> **Problem description**
Print the listing in its entirety and exactly, leaving out images.

BEGIN Available data

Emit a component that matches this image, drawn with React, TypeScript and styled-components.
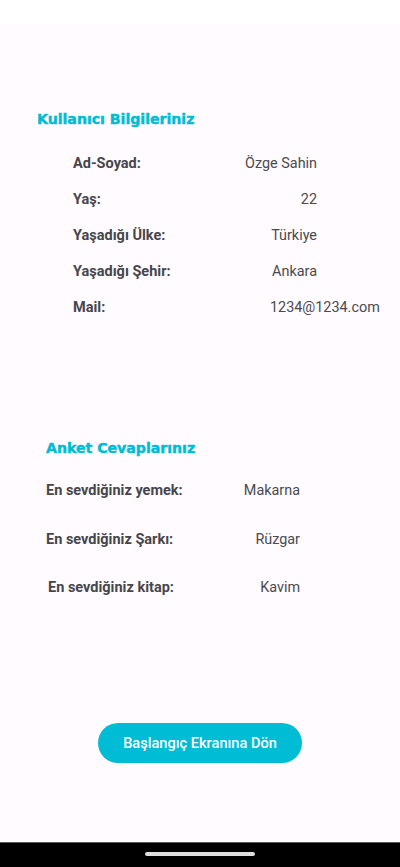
import React from "react";
import styled, { createGlobalStyle } from "styled-components";

const Global = createGlobalStyle`
  html, body { margin: 0; padding: 0; }
  body { background: #fffbfe; font-family: Roboto, "Noto Sans", sans-serif; }
  * { box-sizing: border-box; }
`;

const Screen = styled.div`
  width: 400px;
  height: 867px;
  display: flex;
  flex-direction: column;
  background: #fffbfe;
  overflow: hidden;
`;

const StatusBar = styled.div`
  height: 24px;
  background: #ffffff;
  flex-shrink: 0;
`;

const Main = styled.main`
  flex: 1;
  display: flex;
  flex-direction: column;
  padding-top: 85px;
`;

const Section = styled.section<{ $pad: number; $gap: number; $top?: number }>`
  display: flex;
  flex-direction: column;
  padding-left: ${(p) => p.$pad}px;
  margin-top: ${(p) => p.$top ?? 0}px;
  gap: ${(p) => p.$gap}px;
`;

const Heading = styled.h2<{ $after: number }>`
  margin: 0 0 ${(p) => p.$after}px 0;
  font-family: "DejaVu Sans", sans-serif;
  font-weight: 700;
  font-size: 14.2px;
  line-height: 20px;
  height: 20px;
  color: #00bcd4;
  -webkit-text-stroke: 0.45px #00bcd4;
  letter-spacing: -0.05px;
  white-space: nowrap;
`;

const Row = styled.div<{ $indent: number; $labelW: number }>`
  display: grid;
  grid-template-columns: ${(p) => p.$labelW}px auto;
  padding-left: ${(p) => p.$indent}px;
  height: 20px;
  align-items: baseline;
`;

const Label = styled.span<{ $shift?: number }>`
  font-family: Roboto, sans-serif;
  font-weight: 700;
  font-size: 14.5px;
  line-height: 20px;
  color: #46464c;
  white-space: nowrap;
  padding-left: ${(p) => p.$shift ?? 0}px;
`;

const Value = styled.span<{ $w: number; $align: "left" | "right"; $shift?: number }>`
  font-family: Roboto, sans-serif;
  font-weight: 400;
  font-size: 14.4px;
  line-height: 20px;
  color: #4a4a50;
  width: ${(p) => p.$w}px;
  text-align: ${(p) => p.$align};
  padding-left: ${(p) => p.$shift ?? 0}px;
  white-space: nowrap;
  overflow: visible;
  direction: ${(p) => (p.$align === "right" ? "rtl" : "ltr")};
  unicode-bidi: plaintext;
`;

const ButtonWrap = styled.div`
  display: flex;
  justify-content: center;
  margin-top: 125px;
`;

const Button = styled.button`
  width: 204px;
  height: 40px;
  border: none;
  border-radius: 20px;
  background: #00bcd4;
  color: #ffffff;
  font-family: Roboto, sans-serif;
  font-weight: 500;
  font-size: 14.6px;
  padding: 0;
  cursor: pointer;
`;

const NavBar = styled.div`
  height: 25px;
  background: #000000;
  border-top: 1px solid #5a5a5a;
  flex-shrink: 0;
  display: flex;
  justify-content: center;
  padding-top: 9px;
`;

const Handle = styled.div`
  width: 110px;
  height: 4px;
  border-radius: 2px;
  background: #dedede;
`;

type Item = { label: string; value: string; align: "left" | "right"; shift?: number; lshift?: number };

const user: Item[] = [
  { label: "Ad-Soyad:", value: "Özge Sahin", align: "right" },
  { label: "Yaş:", value: "22", align: "right" },
  { label: "Yaşadığı Ülke:", value: "Türkiye", align: "right" },
  { label: "Yaşadığı Şehir:", value: "Ankara", align: "right" },
  { label: "Mail:", value: "1234@1234.com", align: "left", shift: 25 },
];

const survey: Item[] = [
  { label: "En sevdiğiniz yemek:", value: "Makarna", align: "right" },
  { label: "En sevdiğiniz Şarkı:", value: "Rüzgar", align: "right" },
  { label: "En sevdiğiniz kitap:", value: "Kavim", align: "right", lshift: 2 },
];

export default function App() {
  return (
    <>
      <Global />
      <Screen>
        <StatusBar />
        <Main>
          <Section $pad={37} $gap={16}>
            <Heading $after={9}>Kullanıcı Bilgileriniz</Heading>
            {user.map((u) => (
              <Row key={u.label} $indent={36} $labelW={172}>
                <Label>{u.label}</Label>
                <Value $w={72} $align={u.align} $shift={u.shift}>
                  {u.value}
                </Value>
              </Row>
            ))}
          </Section>
          <Section $pad={46} $gap={28.5} $top={120}>
            <Heading $after={-5.5}>Anket Cevaplarınız</Heading>
            {survey.map((s) => (
              <Row key={s.label} $indent={0} $labelW={194}>
                <Label $shift={s.lshift}>{s.label}</Label>
                <Value $w={60} $align={s.align}>
                  {s.value}
                </Value>
              </Row>
            ))}
          </Section>
          <ButtonWrap>
            <Button>Başlangıç Ekranına Dön</Button>
          </ButtonWrap>
        </Main>
        <NavBar>
          <Handle />
        </NavBar>
      </Screen>
    </>
  );
}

END Available data

> **Reply to the exercise**
Emit a component that matches this image, drawn with React, TypeScript and styled-components.
import React from "react";
import styled, { createGlobalStyle } from "styled-components";

const Global = createGlobalStyle`
  html, body { margin: 0; padding: 0; }
  body { background: #fffbfe; font-family: Roboto, "Noto Sans", sans-serif; }
  * { box-sizing: border-box; }
`;

const Screen = styled.div`
  width: 400px;
  height: 867px;
  display: flex;
  flex-direction: column;
  background: #fffbfe;
  overflow: hidden;
`;

const StatusBar = styled.div`
  height: 24px;
  background: #ffffff;
  flex-shrink: 0;
`;

const Main = styled.main`
  flex: 1;
  display: flex;
  flex-direction: column;
  padding-top: 85px;
`;

const Section = styled.section<{ $pad: number; $gap: number; $top?: number }>`
  display: flex;
  flex-direction: column;
  padding-left: ${(p) => p.$pad}px;
  margin-top: ${(p) => p.$top ?? 0}px;
  gap: ${(p) => p.$gap}px;
`;

const Heading = styled.h2<{ $after: number }>`
  margin: 0 0 ${(p) => p.$after}px 0;
  font-family: "DejaVu Sans", sans-serif;
  font-weight: 700;
  font-size: 14.2px;
  line-height: 20px;
  height: 20px;
  color: #00bcd4;
  -webkit-text-stroke: 0.45px #00bcd4;
  letter-spacing: -0.05px;
  white-space: nowrap;
`;

const Row = styled.div<{ $indent: number; $labelW: number }>`
  display: grid;
  grid-template-columns: ${(p) => p.$labelW}px auto;
  padding-left: ${(p) => p.$indent}px;
  height: 20px;
  align-items: baseline;
`;

const Label = styled.span<{ $shift?: number }>`
  font-family: Roboto, sans-serif;
  font-weight: 700;
  font-size: 14.5px;
  line-height: 20px;
  color: #46464c;
  white-space: nowrap;
  padding-left: ${(p) => p.$shift ?? 0}px;
`;

const Value = styled.span<{ $w: number; $align: "left" | "right"; $shift?: number }>`
  font-family: Roboto, sans-serif;
  font-weight: 400;
  font-size: 14.4px;
  line-height: 20px;
  color: #4a4a50;
  width: ${(p) => p.$w}px;
  text-align: ${(p) => p.$align};
  padding-left: ${(p) => p.$shift ?? 0}px;
  white-space: nowrap;
  overflow: visible;
  direction: ${(p) => (p.$align === "right" ? "rtl" : "ltr")};
  unicode-bidi: plaintext;
`;

const ButtonWrap = styled.div`
  display: flex;
  justify-content: center;
  margin-top: 125px;
`;

const Button = styled.button`
  width: 204px;
  height: 40px;
  border: none;
  border-radius: 20px;
  background: #00bcd4;
  color: #ffffff;
  font-family: Roboto, sans-serif;
  font-weight: 500;
  font-size: 14.6px;
  padding: 0;
  cursor: pointer;
`;

const NavBar = styled.div`
  height: 25px;
  background: #000000;
  border-top: 1px solid #5a5a5a;
  flex-shrink: 0;
  display: flex;
  justify-content: center;
  padding-top: 9px;
`;

const Handle = styled.div`
  width: 110px;
  height: 4px;
  border-radius: 2px;
  background: #dedede;
`;

type Item = { label: string; value: string; align: "left" | "right"; shift?: number; lshift?: number };

const user: Item[] = [
  { label: "Ad-Soyad:", value: "Özge Sahin", align: "right" },
  { label: "Yaş:", value: "22", align: "right" },
  { label: "Yaşadığı Ülke:", value: "Türkiye", align: "right" },
  { label: "Yaşadığı Şehir:", value: "Ankara", align: "right" },
  { label: "Mail:", value: "1234@1234.com", align: "left", shift: 25 },
];

const survey: Item[] = [
  { label: "En sevdiğiniz yemek:", value: "Makarna", align: "right" },
  { label: "En sevdiğiniz Şarkı:", value: "Rüzgar", align: "right" },
  { label: "En sevdiğiniz kitap:", value: "Kavim", align: "right", lshift: 2 },
];

export default function App() {
  return (
    <>
      <Global />
      <Screen>
        <StatusBar />
        <Main>
          <Section $pad={37} $gap={16}>
            <Heading $after={9}>Kullanıcı Bilgileriniz</Heading>
            {user.map((u) => (
              <Row key={u.label} $indent={36} $labelW={172}>
                <Label>{u.label}</Label>
                <Value $w={72} $align={u.align} $shift={u.shift}>
                  {u.value}
                </Value>
              </Row>
            ))}
          </Section>
          <Section $pad={46} $gap={28.5} $top={120}>
            <Heading $after={-5.5}>Anket Cevaplarınız</Heading>
            {survey.map((s) => (
              <Row key={s.label} $indent={0} $labelW={194}>
                <Label $shift={s.lshift}>{s.label}</Label>
                <Value $w={60} $align={s.align}>
                  {s.value}
                </Value>
              </Row>
            ))}
          </Section>
          <ButtonWrap>
            <Button>Başlangıç Ekranına Dön</Button>
          </ButtonWrap>
        </Main>
        <NavBar>
          <Handle />
        </NavBar>
      </Screen>
    </>
  );
}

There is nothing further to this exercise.